Help let others they are NOT alone in this by sharing your experience here.
akalie Member
That would take too long.. 42 years dealing with it. In this days I was a kid and there was no medicine.
Thank goodness for the triptans and before that Indocid. At least the pain has become mostly manageable. With once in a while the help of extra injections or an iv in the Er room.
I don't know. It's a life battle. I'm fortunate to be able to organise my life around it. There is no fighting it. It just makes things worse. I accept the ride and I tell people I'll see them on the other side when it starts. It can take from 2 to 7 days.

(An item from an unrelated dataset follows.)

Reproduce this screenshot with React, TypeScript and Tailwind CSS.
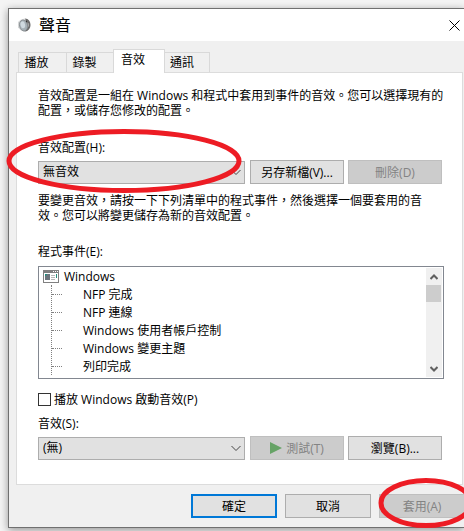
import React, { useState } from 'react';

const tabs = ['播放', '錄製', '音效', '通訊'];

const events = [
  'NFP 完成',
  'NFP 連線',
  'Windows 使用者帳戶控制',
  'Windows 變更主題',
  '列印完成',
];

const buttonBase =
  'flex h-6 items-center justify-center whitespace-nowrap border border-[#adadad] bg-[#e1e1e1] disabled:border-[#bfbfbf] disabled:bg-[#cccccc] disabled:text-[#838383]';

const SpeakerIcon: React.FC = () => (
  <svg width="15" height="16" viewBox="0 0 15 16" aria-hidden="true">
    <path d="M1 5 4 2.500 8 1.500l4 2.500 1 4-2 5-3 2-4-1.500-3-3z" fill="#d5d7d8" />
    <path d="M8 1.500c3.500 0 5.500 3 5.500 6.500S11 14.500 8 14.500c2-2 2.500-9 0-13z" fill="#6b6b6b" />
    <path d="M10.500 5.500c1 1 1 3.500 0 5" stroke="#c4c4c4" fill="none" />
    <ellipse cx="6.500" cy="8.500" rx="4" ry="5.500" fill="#a5afb5" stroke="#858b8f" strokeWidth="0.8" transform="rotate(-12 6.500 8.500)" />
    <ellipse cx="5.800" cy="7.800" rx="2.300" ry="3.500" fill="#cfd9df" transform="rotate(-12 5.800 7.800)" />
    <path d="M9 3.500l1 2" stroke="#333" />
  </svg>
);

const ProgramIcon: React.FC = () => (
  <svg width="16" height="13" viewBox="0 0 16 13" aria-hidden="true" shapeRendering="crispEdges">
    <path d="M0 0h16v13H0z" fill="#808080" />
    <path d="M1 3h14v9H1z" fill="#fff" />
    <path d="M10 1h1v1h-1zM12 1h1v1h-1zM14 1h1v1h-1z" fill="#fff" />
    <path d="M2 4h5v6H2z" fill="#6c757c" />
    <path d="M2 4h2v1H3v1H2z" fill="#1f8f80" />
    <path d="M8 5h4v1H8zM8 7h4v1H8zM8 9h4v1H8z" fill="#b8b8b8" />
    <path d="M13 4h1v4h-1z" fill="#258a78" />
  </svg>
);

interface ComboProps {
  id: string;
  value: string;
}

const Combo: React.FC<ComboProps> = ({ id, value }) => (
  <div className="relative min-w-0 flex-1">
    <select
      id={id}
      className="block h-[23px] w-full appearance-none border border-[#adadad] bg-[#e1e1e1] pr-5 pl-1 leading-5"
    >
      <option>{value}</option>
    </select>
    <svg
      className="pointer-events-none absolute top-2 right-1"
      width="10"
      height="7"
      viewBox="0 0 10 7"
      fill="none"
      stroke="#444"
    >
      <path d="m.5 1 4.500 4.500L9.500 1" />
    </svg>
  </div>
);

const App: React.FC = () => {
  const [activeTab, setActiveTab] = useState('音效');

  return (
    <div
      lang="zh-TW"
      className="relative overflow-hidden bg-[#f4f4f4] pt-2 pb-[3px] pl-2 font-['Open_Sans','Noto_Sans_CJK_TC',sans-serif] text-xs leading-[15px] text-black"
    >
      <div className="border border-r-0 border-[#707070] bg-[#f0f0f0] shadow-[0_2px_8px_rgba(0,0,0,0.4)]">
        {/* Title bar */}
        <header className="flex h-8 items-center bg-white pr-1 pl-2">
          <SpeakerIcon />
          <h1 className="ml-[7px] flex-1 text-base leading-5">聲音</h1>
          <button aria-label="關閉" className="p-0">
            <svg width="11" height="11" viewBox="0 0 11 11" stroke="#000">
              <path d="m.5.5 10 10M10.500.5l-10 10" />
            </svg>
          </button>
        </header>

        <main className="pt-2 pr-px pl-[7px]">
          {/* Tabs */}
          <div role="tablist" className="flex items-end pl-0.5">
            {tabs.map((tab) => (
              <button
                key={tab}
                role="tab"
                aria-selected={tab === activeTab}
                onClick={() => setActiveTab(tab)}
                className={
                  tab === activeTab
                    ? 'relative z-10 -mb-px -ml-px h-6 w-[52px] border border-b-0 border-[#d9d9d9] bg-white pr-3 pb-1'
                    : 'h-5 w-12 border border-r-0 border-b-0 border-[#d9d9d9] pr-3 last:w-[45px] last:border-r last:border-l-0 last:pr-2.5'
                }
              >
                {tab}
              </button>
            ))}
          </div>

          <section className="border border-[#dcdcdc] bg-white pt-[15px] pr-5 pb-6 pl-[21px]">
            <p className="-mr-2.5">
              音效配置是一組在 Windows 和程式中套用到事件的音效。您可以選擇現有的配置，或儲存您修改的配置。
            </p>

            <label htmlFor="scheme" className="mt-[22px] block">
              音效配置(H):
            </label>
            <div className="mt-[5px] flex items-center gap-1">
              <Combo id="scheme" value="無音效" />
              <button className={`${buttonBase} ml-px w-[94px]`}>另存新檔(V)...</button>
              <button disabled className={`${buttonBase} w-[94px]`}>
                刪除(D)
              </button>
            </div>

            <p className="mt-[9px] pr-4">
              要變更音效，請按一下下列清單中的程式事件，然後選擇一個要套用的音效。您可以將變更儲存為新的音效配置。
            </p>

            <h2 className="mt-[21px]">程式事件(E):</h2>
            <div className="mt-[7px] -mr-0.5 flex h-[113px] border border-[#828790] p-px pt-0">
              <div className="flex-1 overflow-hidden pl-[3px]">
                <div className="flex h-[18px] items-center gap-[5px]">
                  <ProgramIcon />
                  <span>Windows</span>
                </div>
                <ul className="ml-2 border-l border-dotted border-[#808080]">
                  {events.map((event) => (
                    <li key={event} className="flex h-[18px] items-center gap-[21px]">
                      <span className="w-[10px] border-t border-dotted border-[#808080]" />
                      {event}
                    </li>
                  ))}
                </ul>
              </div>
              {/* Scrollbar */}
              <div className="mt-px flex w-4 flex-col bg-[#f0f0f0]">
                <button aria-label="向上捲動" className="flex h-[17px] items-center justify-center">
                  <svg width="8" height="6" viewBox="0 0 8 6" fill="none" stroke="#606060" strokeWidth="2">
                    <path d="m.5 5 3.500-3.500L7.500 5" />
                  </svg>
                </button>
                <div className="h-[17px] w-[15px] bg-[#cdcdcd]" />
                <button
                  aria-label="向下捲動"
                  className="mt-auto flex h-[17px] items-center justify-center"
                >
                  <svg width="8" height="6" viewBox="0 0 8 6" fill="none" stroke="#606060" strokeWidth="2">
                    <path d="m.5 1 3.500 3.500L7.500 1" />
                  </svg>
                </button>
              </div>
            </div>

            <label className="mt-[13px] flex items-center gap-[3px]">
              <input
                type="checkbox"
                className="h-[13px] w-[13px] appearance-none border border-[#333] bg-white checked:bg-[#333]"
              />
              播放 Windows 啟動音效(P)
            </label>

            <label htmlFor="sound" className="mt-[9px] block">
              音效(S):
            </label>
            <div className="mt-[5px] flex items-center gap-1">
              <Combo id="sound" value="(無)" />
              <button disabled className={`${buttonBase} ml-px w-[94px] gap-1`}>
                <svg width="12" height="12" viewBox="0 0 12 12" fill="#66a366">
                  <path d="M0 0l12 6-12 6z" />
                </svg>
                測試(T)
              </button>
              <button className={`${buttonBase} w-[94px]`}>瀏覽(B)...</button>
            </div>
          </section>

          <footer className="-mr-0.5 flex justify-end gap-2 pt-[9px] pb-[9px]">
            <button className="flex h-6 w-[86px] items-center justify-center border-2 border-[#0078d7] bg-[#e1e1e1]">
              確定
            </button>
            <button className={`${buttonBase} w-[86px]`}>取消</button>
            <button disabled className={`${buttonBase} w-[86px]`}>
              套用(A)
            </button>
          </footer>
        </main>
      </div>

      {/* Highlight marks over the scheme list and the apply button */}
      <svg
        className="pointer-events-none absolute top-[126px] left-[4px]"
        width="240"
        height="70"
        viewBox="0 0 240 70"
        fill="none"
        stroke="#ed1c24"
        strokeWidth="5"
      >
        <ellipse cx="120" cy="35" rx="115" ry="29.500" />
      </svg>
      <svg
        className="pointer-events-none absolute right-[-10px] bottom-0"
        width="96"
        height="56"
        viewBox="0 0 96 56"
        fill="none"
        stroke="#ed1c24"
        strokeWidth="5"
      >
        <ellipse cx="48" cy="28" rx="45" ry="22.500" />
      </svg>
    </div>
  );
};

export default App;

Then it takes a week to recover from all the medicine and the exhaustion of pain. I'm still grateful it's not a lethal disease as long as I stay away from the window.. could be worse in that sense. I may try Aimovig in a couple of years when there's enough feedback.
saliegg Member
I've been having migraines since I was 3-4 years old, I'm 28 now. I'm on prescribed medication but sometimes more often than not, they don't work. My family has them too, my grandma has chronic migraines, my mom had hormonal triggered migraines, mine are a bit of both. My grandma says that hers start as flashes of lights, or colored dots in space. My moms says that she gets blurred peripheral or tunneled vision before hers start. Mine change. I can see flashes and then full blown migraines, or I can start with pressure behind my eyes, usually the left eye. I can feel a poker jabbing in through my skull and the the fully blown migraine, sometimes the pain just wakes me up from sleep. Basically anything and everything can cause me a migraine, from loud sounds, to bright colors or lights, if it's too hot, if I don't eat.

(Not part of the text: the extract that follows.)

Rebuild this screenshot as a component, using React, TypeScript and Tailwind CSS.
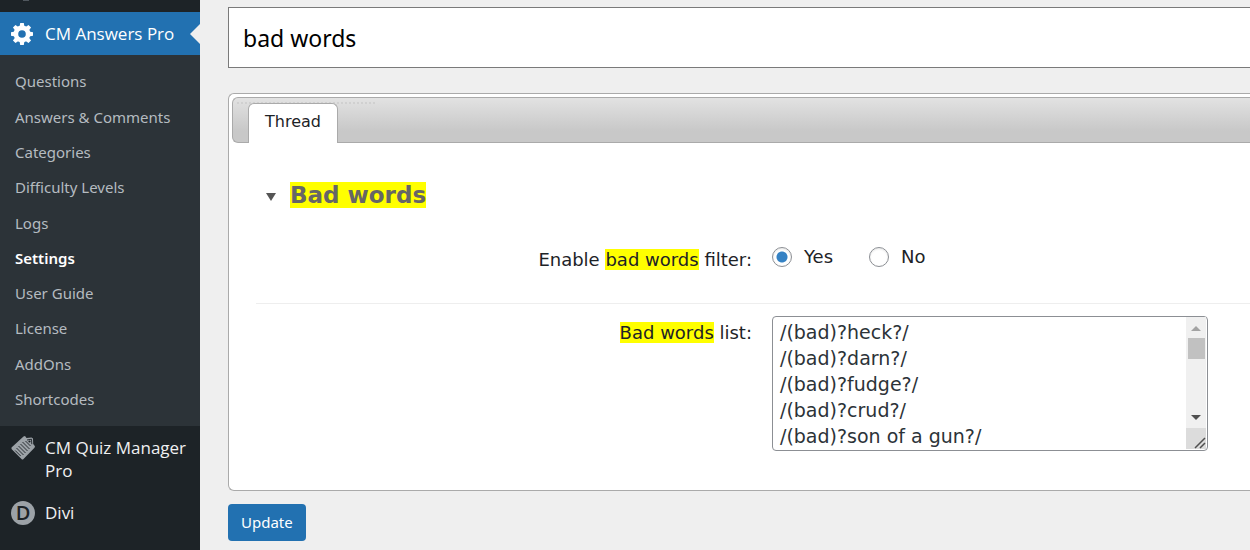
import type { ReactNode } from "react";

const submenu = [
  "Questions",
  "Answers & Comments",
  "Categories",
  "Difficulty Levels",
  "Logs",
  "Settings",
  "User Guide",
  "License",
  "AddOns",
  "Shortcodes",
];

const badWords = [
  "/(bad)?heck?/",
  "/(bad)?darn?/",
  "/(bad)?fudge?/",
  "/(bad)?crud?/",
  "/(bad)?son of a gun?/",
].join("\n");

function GearIcon({ className }: { className?: string }) {
  return (
    <svg viewBox="0 0 22 22" className={className} fill="currentColor" aria-hidden="true">
      {[0, 45, 90, 135].map((angle) => (
        <path key={angle} d="M9.2 0h3.6l.7 4h-5zM8.500 18h5l-.7 4H9.200z" transform={`rotate(${angle} 11 11)`} />
      ))}
      <path fillRule="evenodd" d="M11 2.600a8.400 8.400 0 1 0 0 16.800 8.400 8.400 0 0 0 0-16.800zm0 4.600a3.800 3.800 0 1 1 0 7.600 3.800 3.800 0 0 1 0-7.600z" />
    </svg>
  );
}

function ClipboardIcon({ className }: { className?: string }) {
  return (
    <svg viewBox="0 0 24 24" className={className} aria-hidden="true">
      <path d="M12.500.5 14 0l1.500 2 5-.5 1.500 1 .2 5.500 1.800 2.200-.5 1.500L12 23.500h-1L.5 13v-1.500z" fill="#9ca2a7" />
      <path
        d="m11.500 6 7 7M9.500 8l7 7M7.500 10l7 7M5.500 12l7 7M4.200 14.500l5.500 5.500"
        stroke="#1d2327"
        strokeWidth="0.9"
      />
      <path d="M14.500 5l5 5M16 4l4.500-.8.3 5" fill="none" stroke="#1d2327" strokeWidth="0.9" />
      <circle cx="18.500" cy="5.500" r="1.100" fill="#1d2327" />
    </svg>
  );
}

function Mark({ children }: { children: ReactNode }) {
  return <mark className="bg-[#ffff00] text-inherit">{children}</mark>;
}

function Sidebar() {
  return (
    <nav className="w-[200px] shrink-0 bg-[#1d2327] text-[#f0f0f1] overflow-hidden font-['Open_Sans',sans-serif]">
      <div className="h-3 pl-[23px]">
        <div className="w-1.5 h-px bg-[#50575e]" />
      </div>
      <a href="#answers" className="relative flex items-center h-[43px] pl-[11px] gap-3 bg-[#2271b1] text-white text-[17px]">
        <GearIcon className="size-[22px]" />
        CM Answers Pro
        <span className="absolute right-0 top-3 border-y-[10px] border-r-[10px] border-y-transparent border-r-[#efefef]" />
      </a>
      <ul className="grid auto-rows-fr h-[371px] py-[9px] bg-[#2c3338] font-['Noto_Sans',sans-serif] text-[15px] text-[#b5bbc0]">
        {submenu.map((item) => (
          <li key={item} className="flex items-center pl-[15px]">
            <a href="#settings" className={item === "Settings" ? "font-semibold text-white" : ""}>
              {item}
            </a>
          </li>
        ))}
      </ul>
      <a href="#quiz" className="flex items-start pt-[10px] pl-[11px] gap-[10px] text-[17px] leading-[23px]">
        <ClipboardIcon className="size-6 shrink-0" />
        <span>CM Quiz Manager Pro</span>
      </a>
      <a href="#divi" className="flex items-center pt-[19px] pb-6 pl-[11px] gap-[10px] text-[17px] leading-6">
        <span className="flex items-center justify-center size-6 rounded-full bg-[#9ca2a7] text-[#1d2327] text-xl leading-6 font-semibold">
          D
        </span>
        Divi
      </a>
    </nav>
  );
}

function Radio({ label, checked }: { label: string; checked?: boolean }) {
  return (
    <label className="flex items-center gap-3">
      <input
        type="radio"
        name="filter"
        defaultChecked={checked}
        className="appearance-none size-5 rounded-full border border-[#8c8f94] bg-white shadow-[inset_0_1px_2px_rgba(0,0,0,0.1)] checked:bg-[radial-gradient(circle,#3582c4_5px,transparent_6px)]"
      />
      {label}
    </label>
  );
}

function WordList() {
  return (
    <div className="relative w-[436px] max-w-full h-[135px]">
      <textarea
        id="words"
        defaultValue={badWords}
        className="block size-full resize-none overflow-hidden rounded border border-[#8c8f94] bg-white pl-[7px] pr-6 py-[2px] text-[19px] leading-[26px] text-[#2c3338]"
      />
      {/* scrollbar */}
      <div className="absolute right-[2px] top-px bottom-[2px] w-5 flex flex-col items-center bg-[#f0f0f0]">
        <span className="mt-[9px] border-x-[5px] border-b-[5px] border-x-transparent border-b-[#a3a3a3]" />
        <span className="mt-[7px] w-[17px] h-[21px] bg-[#c1c1c1]" />
        <span className="mt-auto mb-2 border-x-[5px] border-t-[5px] border-x-transparent border-t-[#505050]" />
        <span className="flex items-end justify-end w-full h-[21px] bg-[#dcdcdc]">
          <svg viewBox="0 0 12 12" className="size-3" stroke="#505050" strokeWidth="1.500" aria-hidden="true">
            <path d="M1 11 11 1M6 11l5-5" />
          </svg>
        </span>
      </div>
    </div>
  );
}

export default function App() {
  return (
    <div className="flex min-h-screen bg-[#efefef]">
      <Sidebar />
      <main className="flex-1 min-w-0 pl-7 pt-[7px] pb-2 font-['DejaVu_Sans',sans-serif] text-[#1d2327]">
        <input
          type="text"
          aria-label="Search settings"
          defaultValue="bad words"
          className="block w-full h-[61px] border border-r-0 border-[#7a7a7a] bg-white px-[14px] font-['Noto_Sans',sans-serif] text-[23px] text-black"
        />
        <section className="mt-[25px] h-[398px] rounded-l-md border border-r-0 border-[#aaa] bg-white pl-[3px] pt-[3px]">
          <div className="relative flex items-end h-[46px] rounded-l-md border border-r-0 border-[#aaa] bg-linear-to-b from-[#e2e2e2] to-[#c8c8c8] to-75% pl-[15px]">
            <span className="absolute left-1 top-1 w-[138px] border-t-2 border-dotted border-[#d0d0d0]" />
            <button className="relative -mb-px h-10 rounded-t-md border border-b-0 border-[#aaa] bg-white px-4 pb-1 text-base">
              Thread
            </button>
          </div>
          <div className="pl-6 pt-9">
            <h2 className="flex items-center gap-[14px] pl-[10px] text-[23px] leading-8 font-bold text-[#666]">
              <span className="mt-1 border-x-[5px] border-t-[8px] border-x-transparent border-t-[#555]" />
              <span>
                <Mark>Bad words</Mark>
              </span>
            </h2>
            <div className="grid grid-cols-2 gap-x-5 pl-[18px] pt-8 pb-[29px] border-b border-[#eee] text-lg">
              <div className="pt-[3px] text-right">
                Enable <Mark>bad words</Mark> filter:
              </div>
              <div className="flex items-start gap-9">
                <Radio label="Yes" checked />
                <Radio label="No" />
              </div>
            </div>
            <div className="grid grid-cols-2 gap-x-5 pl-[18px] pt-3 text-lg">
              <label htmlFor="words" className="pt-[3px] text-right">
                <Mark>Bad words</Mark> list:
              </label>
              <WordList />
            </div>
          </div>
        </section>
        <button className="mt-[13px] h-[37px] rounded bg-[#2271b1] px-[13px] font-['Noto_Sans',sans-serif] text-[15px] text-white">
          Update
        </button>
      </main>
    </div>
  );
}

I get extremely sensitive to lights, colors, sounds and temperature; I sometimes can tell when I'm going to start one, but for the most part they just happen out of nowhere. I usually have to stay in my room, which has been modified to a sensory deprivation chamber. I have extra insulation, and padding on more surfaces just to keep things from echoing or allowing sound in, I have 2 layers of blackout curtains in my room just to keep light from coming in. Usually with the migraines, I can't keep medication, food or water down, it all comes back up. I have to get shots in order to keep them away or for making them go away.
I've had migraines that have blinded me for 2 days, I've had people tell me that I look like I'm having a stroke because half of my face has gone numb. They leave me weak, to the point that when it's finally gone, my body is exhausted, and I'm left barely able to move and my brain stays in a fog.
kelser Member
Good morning I need some advise and not to sure but has anyone successfully claimed p.i.p due to HM as I have been advise to cut my hours due to my HM and stress of young children but can’t afford to!! I get these HM around four times per week
Many thanks xxx
1q3wm7 Member
My first hemiplegic migraine was about 8 years ago. I was at work making the rounds of the registers collecting the days' money, and had 1 person with me to deter folks from stopping us. Thank God for her too! I started to feel a sensation of looking through a tunnel, and she said "you don't look good..are you alright?" I tried to answer, but what came out was garbled nonsense, that to me sounded perfectly normal. The left side of my face droopped, and I felt very weak. An ambulance ride & a million tests later the med team diagnosed hemiplegic complex migraine. Turns out gram had them, 2 aunts, 2 cousins, and 6 children of cousins too.